**Source excerpt**
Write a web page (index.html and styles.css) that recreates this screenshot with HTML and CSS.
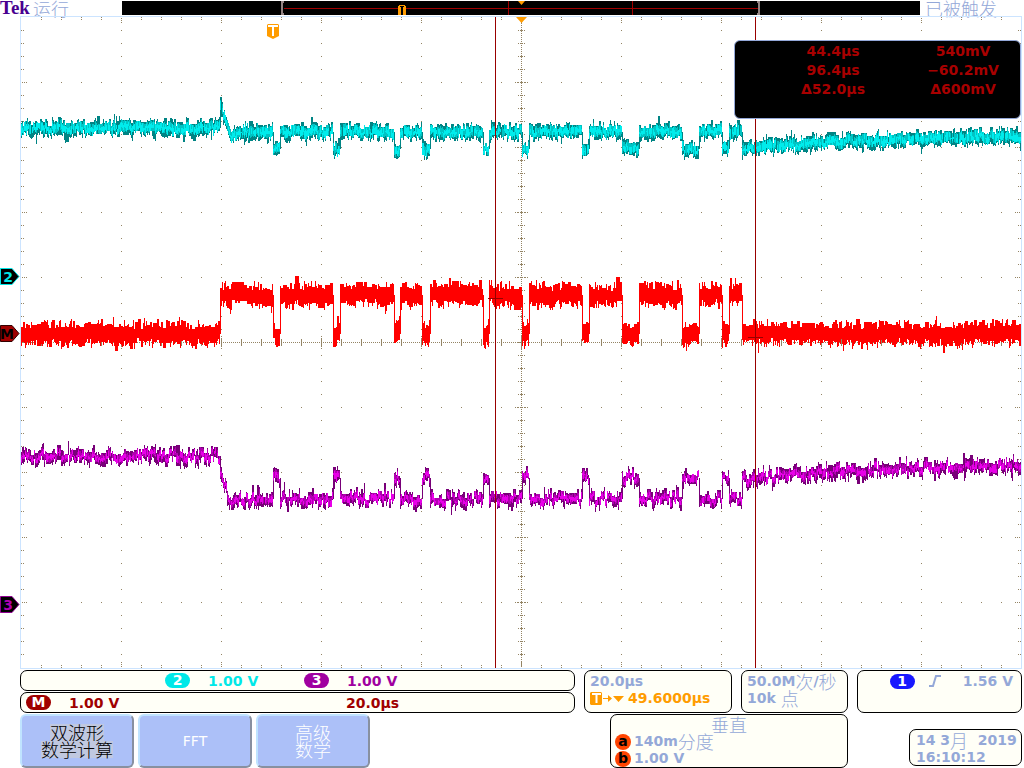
FILE: index.html
```html
<!DOCTYPE html>
<html lang="zh-CN">
  <head>
    <meta charset="UTF-8" />
    <meta name="viewport" content="width=device-width, initial-scale=1.0" />
    <title>Tek</title>
    <link rel="stylesheet" href="styles.css">
  </head>
  <body>
    <header class="topbar">
      <div class="status"><span class="brand">Tek</span><span class="cjk">运行</span></div>
      <svg class="record" viewBox="0 0 798 16">
        <rect x="0" y="1" width="798" height="14" fill="#000"/>
        <path d="M162 8.5H636M386.5 1V15M510.5 1V15" stroke="#a00000" fill="none"/>
        <path d="M162 2H160V14H162M635 2H637V14H635" stroke="#948484" stroke-width="2" fill="none"/>
        <path d="M396 1H403L399.500 5Z" fill="#ff9c00"/>
        <path d="M277 5H283V6H284V15H281V7H279V15H276V6H277Z" fill="#ff9c00"/>
        <path d="M278 6H282V7H278ZM279 7H281V15H279Z" fill="#000"/>
      </svg>
      <div class="trig-status cjk">已被触发</div>
    </header>

    <main class="screen">
      <svg id="plot" class="plot" viewBox="0 16 1024 653">
        <rect x="20.5" y="16.5" width="1001" height="652" fill="none" stroke="#cce4ff"/>
        <path id="grid" fill="#948464"/>
        <g id="waves"></g>
        <g id="cursors" fill="#980000">
          <rect x="495" y="17" width="1" height="651"/>
          <rect x="755" y="17" width="1" height="651"/>
          <rect x="488" y="298" width="15" height="1"/>
          <rect x="748" y="337" width="15" height="1"/>
        </g>
        <!-- trigger position -->
        <path d="M516 17H527L521.500 23Z" fill="#ff9c00"/>
        <path d="M268 24H278L279 25V36L275 38L273 39L271 38L267 36V25Z" fill="#ff9c00"/>
        <path d="M268 25H278V27H274V36H272V27H268Z" fill="#fff"/>
        <!-- channel markers -->
        <path d="M0.500 268.500H12L19 276.500L12 284.500H0.500Z" fill="#000" stroke="#00e8e8"/>
        <text class="marker" x="8" y="282" fill="#00e8e8">2</text>
        <path d="M0.500 325.500H12L19 333.500L12 341.500H0.500Z" fill="#a00000" stroke="#300"/>
        <text class="marker" x="7" y="339" fill="#000">M</text>
        <path d="M0.500 596.500H12L19 604.500L12 612.500H0.500Z" fill="#000" stroke="#900090"/>
        <text class="marker" x="8" y="610" fill="#b000b0">3</text>
      </svg>
      <div class="readout">
        <span>44.4µs</span><span>540mV</span>
        <span>96.4µs</span><span>−60.2mV</span>
        <span>Δ52.0µs</span><span>Δ600mV</span>
      </div>
    </main>

    <section class="info">
      <div class="channels">
        <div class="box scales">
          <div class="scale ch2"><b class="pill">2</b>1.00 V</div>
          <div class="scale ch3"><b class="pill">3</b>1.00 V</div>
        </div>
        <div class="box scales">
          <div class="scale math"><b class="pill">M</b>1.00 V</div>
          <div class="scale math time">20.0µs</div>
        </div>
      </div>
      <div class="box">
        <div class="line">20.0µs</div>
        <div class="line delay">
          <svg width="35" height="13" viewBox="0 0 35 13">
            <path d="M1 0H11L12 1V12L11 13H1L0 12V1Z" fill="#ff9c00"/>
            <path d="M2 1H11V3H7.500V11H5.500V3H2Z" fill="#fff"/>
            <path d="M13 6H18V3L22 6.500L18 10V7H13ZM23 4H34L28.500 10Z" fill="#ff9c00"/>
          </svg>
          49.6000µs
        </div>
      </div>
      <div class="box">
        <div class="line">50.0M<span class="cjk">次</span>/<span class="cjk">秒</span></div>
        <div class="line">10k&nbsp;<span class="cjk">点</span></div>
      </div>
      <div class="box trigger">
        <b class="pill">1</b>
        <svg width="12" height="12" viewBox="0 0 12 12"><path d="M0 11H4L7 1H12" fill="none" stroke="#94a8d8" stroke-width="2"/></svg>
        <span>1.56 V</span>
      </div>
    </section>

    <footer class="menu">
      <div class="softkeys">
        <button class="softkey active"><span>双波形</span><span>数学计算</span></button>
        <button class="softkey fft">FFT</button>
        <button class="softkey"><span>高级</span><span>数学</span></button>
      </div>
      <div class="box vertical">
        <div class="title cjk">垂直</div>
        <div class="line"><b class="knob">a</b>140m<span class="cjk">分度</span></div>
        <div class="line"><b class="knob">b</b>1.00 V</div>
      </div>
      <div class="box date">
        <div class="line">14 3<span class="cjk">月</span>&nbsp; 2019</div>
        <div class="line">16:10:12</div>
      </div>
    </footer>

    <script src="script.js"></script>
  </body>
</html>
```

FILE: styles.css
```css
body {
  margin: 0;
  background: #fff;
  color: #94a8d8;
  font-family: "DejaVu Sans", "Noto Sans CJK SC", sans-serif;
  font-size: 14px;
  font-weight: bold;
}
.cjk {
  font-family: "Noto Sans CJK SC", sans-serif;
  font-size: 18px;
  font-weight: 300;
}
svg {
  display: block;
}

/* top bar */
.topbar {
  display: grid;
  grid-template-columns: 122fr 798fr 104fr;
  height: 16px;
  line-height: 16px;
}
.status {
  display: flex;
  gap: 3px;
}
.brand {
  color: #480090;
  font-family: "Liberation Serif", serif;
  font-size: 19px;
}
.record {
  width: 100%;
}
.trig-status {
  padding-left: 5px;
  white-space: nowrap;
}

/* waveform area */
.screen {
  position: relative;
}
.plot {
  width: 100%;
  height: auto;
}
.marker {
  font-size: 14px;
  text-anchor: middle;
}
.readout {
  position: absolute;
  top: 24px;
  right: 3px;
  box-sizing: border-box;
  width: 287px;
  height: 79px;
  padding-top: 1px;
  border: 1px solid #94a8d8;
  border-radius: 6px;
  background: #000;
  color: #a80000;
  display: grid;
  grid-template-columns: 146px 114px;
  grid-auto-rows: 19px;
  justify-content: end;
  line-height: 19px;
  text-align: center;
}

/* info boxes */
.box {
  box-sizing: border-box;
  border: 1px solid #000;
  border-radius: 7px;
  background: #fffff7;
  padding: 2px 5px;
  white-space: nowrap;
}
.line {
  display: flex;
  align-items: center;
  height: 17px;
  line-height: 17px;
}
.info {
  display: grid;
  grid-template-columns: 555fr 148fr 107fr 165fr;
  gap: 9px;
  padding: 1px 2px 1px 20px;
}
.channels {
  display: grid;
  grid-template-rows: 21px 21px;
  gap: 1px;
}
.scales {
  display: grid;
  grid-template-columns: 139px 139px 139px;
  align-items: center;
  padding: 0 5px;
}
.scale {
  display: flex;
  align-items: center;
  gap: 18px;
}
.pill {
  width: 25px;
  height: 15px;
  border-radius: 8px;
  color: #fff;
  line-height: 15px;
  text-align: center;
}
.ch2 {
  grid-column: 2;
  color: #00e8e8;
}
.ch2 .pill {
  background: #00e8e8;
}
.ch3 {
  color: #a000a0;
}
.ch3 .pill {
  background: #a000a0;
}
.math {
  color: #a00000;
}
.math .pill {
  background: #a00000;
}
.time {
  grid-column: 3;
  padding-left: 42px;
}
.delay {
  color: #ff9c00;
  gap: 3px;
}
.trigger {
  display: flex;
  align-items: center;
  justify-content: flex-end;
  gap: 14px;
  padding: 0 8px 21px 0;
}
.trigger .pill {
  background: #1818ff;
}
.trigger span {
  padding-left: 8px;
}

/* bottom menu */
.menu {
  display: grid;
  grid-template-columns: 1fr 238px 113px;
  column-gap: 61px;
  align-items: center;
  padding: 0 2px 0 20px;
}
.softkeys {
  display: flex;
  gap: 4px;
}
.softkey {
  box-sizing: border-box;
  width: 114px;
  height: 54px;
  border: 2px solid;
  border-color: #c0e4ff #8890a0 #8890a0 #c0e4ff;
  border-radius: 6px;
  background: #acc0f8;
  color: #fff;
  display: flex;
  flex-direction: column;
  align-items: center;
  justify-content: center;
  font-family: "Noto Sans CJK SC", sans-serif;
  font-size: 18px;
  font-weight: 300;
  line-height: 17px;
}
.softkey.active span {
  background: #c0c8e0;
  color: #000;
}
.softkey.fft {
  font-family: "DejaVu Sans", sans-serif;
  font-size: 14px;
  font-weight: normal;
}
.vertical {
  height: 54px;
  padding: 0 4px;
}
.title {
  height: 18px;
  line-height: 18px;
  text-align: center;
}
.knob {
  width: 16px;
  height: 16px;
  margin-right: 3px;
  border-radius: 8px;
  background: #ff4400;
  color: #000;
  line-height: 15px;
  text-align: center;
}
.date {
  height: 37px;
  margin-top: 12px;
  padding: 2px 6px;
}
```

FILE: script.js
```js
const LEFT = 21, RIGHT = 1021, TOP = 17, BOTTOM = 667;
const MID_X = 521, MID_Y = 342;

// bus pulses inside the 220..742 frame
const pulses = [
  [273, 280], [333, 340], [394, 400], [422, 430], [483, 489], [522, 529],
  [582, 589], [622, 639], [682, 699], [722, 729],
];
const inFrame = (x) => x >= 220 && x < 742;
const inPulse = (x) => pulses.some(([a, b]) => x >= a && x < b);

// small seeded generator, so the noise is the same on every load
let seed = 7;
function rnd() {
  seed = (seed * 1664525 + 1013904223) % 4294967296;
  return seed / 4294967296;
}

function drawGrid() {
  let d = '';
  const dot = (x, y) => { d += `M${x} ${y}h1v1h-1z`; };

  for (let x = LEFT + 20; x < RIGHT; x += 20) {
    const div = (x - LEFT) % 100 === 0;
    (div ? [1, 3, 5] : [0, 2]).forEach((o) => {
      dot(x, TOP + o);
      dot(x, BOTTOM - o);
    });
    for (let y = TOP + 65; y < BOTTOM; y += 65) dot(x, y);
    for (let o = -3; o <= 3; o++) dot(x, MID_Y + o);
    if (div) [-6, -4, 4, 6].forEach((o) => dot(x, MID_Y + o));
  }
  for (let y = TOP + 13; y < BOTTOM; y += 13) {
    const div = (y - TOP) % 65 === 0;
    (div ? [1, 3, 5] : [0, 2]).forEach((o) => {
      dot(LEFT + o, y);
      dot(RIGHT - 1 - o, y);
    });
    for (let x = LEFT + 100; x < RIGHT; x += 100) dot(x, y);
    for (let o = -3; o <= 3; o++) if (o % 2 || !o) dot(MID_X + o, y);
    if (div) [-6, -4, 4, 6].forEach((o) => dot(MID_X + o, y));
  }
  for (let x = LEFT; x < RIGHT; x += 2) dot(x, MID_Y);
  for (let y = TOP; y < BOTTOM; y += 2) dot(MID_X, y);
  document.getElementById('grid').setAttribute('d', d);
}

function cyan(x) {
  if (x < 220) return 128;
  if (x < 223) return 108;
  if (x < 231) return 116 + (x - 223) * 3;
  if (x < 238) return 140 - (x - 231) * 1.5;
  if (inPulse(x)) return 149;
  if (x < 742) return 132;
  return 135 + 14 * Math.exp(-(x - 742) / 130);
}

function red(x) {
  return inFrame(x) && !inPulse(x) ? 295 : 334;
}

function purple(x) {
  if (x < 220) return 456;
  if (x < 231) return 470 + (x - 220) * 3.4;
  if (x < 238) return 507 - (x - 231) * 1.4;
  if (inPulse(x)) return 478;
  if (x < 742) return 499;
  return 463 + 17 * Math.exp(-(x - 742) / 140);
}

function drawWave(level, half, wander, colors) {
  const paths = colors.map(() => '');
  let prev = level(LEFT);
  let drift = 0;
  let up = 0, down = 0;
  for (let x = LEFT; x < RIGHT; x++) {
    const c = level(x);
    // samples come in short runs, so edges look stepped
    if (rnd() < 0.6) {
      drift = (rnd() - 0.5) * wander;
      up = rnd() * 5 + (rnd() < 0.1 ? rnd() * 7 : 0);
    }
    if (rnd() < 0.6) down = rnd() * 5 + (rnd() < 0.1 ? rnd() * 7 : 0);
    let top = c + drift - half - up;
    let bottom = c + drift + half + down;
    // join the columns across an edge
    if (Math.abs(c - prev) > 10) {
      top = Math.min(top, prev);
      bottom = Math.max(bottom, prev);
    }
    prev = c;
    const mid = c + drift;
    const bands = [
      [top, bottom],
      [Math.max(top, mid - half - rnd() * 3), Math.min(bottom, mid + half + rnd() * 3 - 1)],
      [mid - rnd() * half * 1.5, mid + rnd() * half * 1.5],
    ];
    colors.forEach((_, i) => {
      if (i > 0 && rnd() < 0.12) return;
      const y0 = Math.round(bands[i][0]);
      const y1 = Math.round(bands[i][1]);
      paths[i] += `M${x} ${y0}h1V${y1}h-1z`;
    });
  }
  const waves = document.getElementById('waves');
  paths.forEach((d, i) => {
    const p = document.createElementNS('http://www.w3.org/2000/svg', 'path');
    p.setAttribute('d', d);
    p.setAttribute('fill', colors[i]);
    waves.appendChild(p);
  });
}

drawGrid();
drawWave(cyan, 4, 5, ['#008484', '#00c4c4', '#00ecec']);
drawWave(red, 7, 7, ['#ff0000']);
drawWave(purple, 3, 9, ['#780078', '#b000b0', '#e800e8']);
// overshoot at the start of the frame
document.getElementById('waves').insertAdjacentHTML('beforeend', '<rect x="221" y="97" width="1" height="20" fill="#008080"/>');
```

**Goal**
Using the material above, state how many lines include the string "index". Answer with a single number.

**Right answer**
2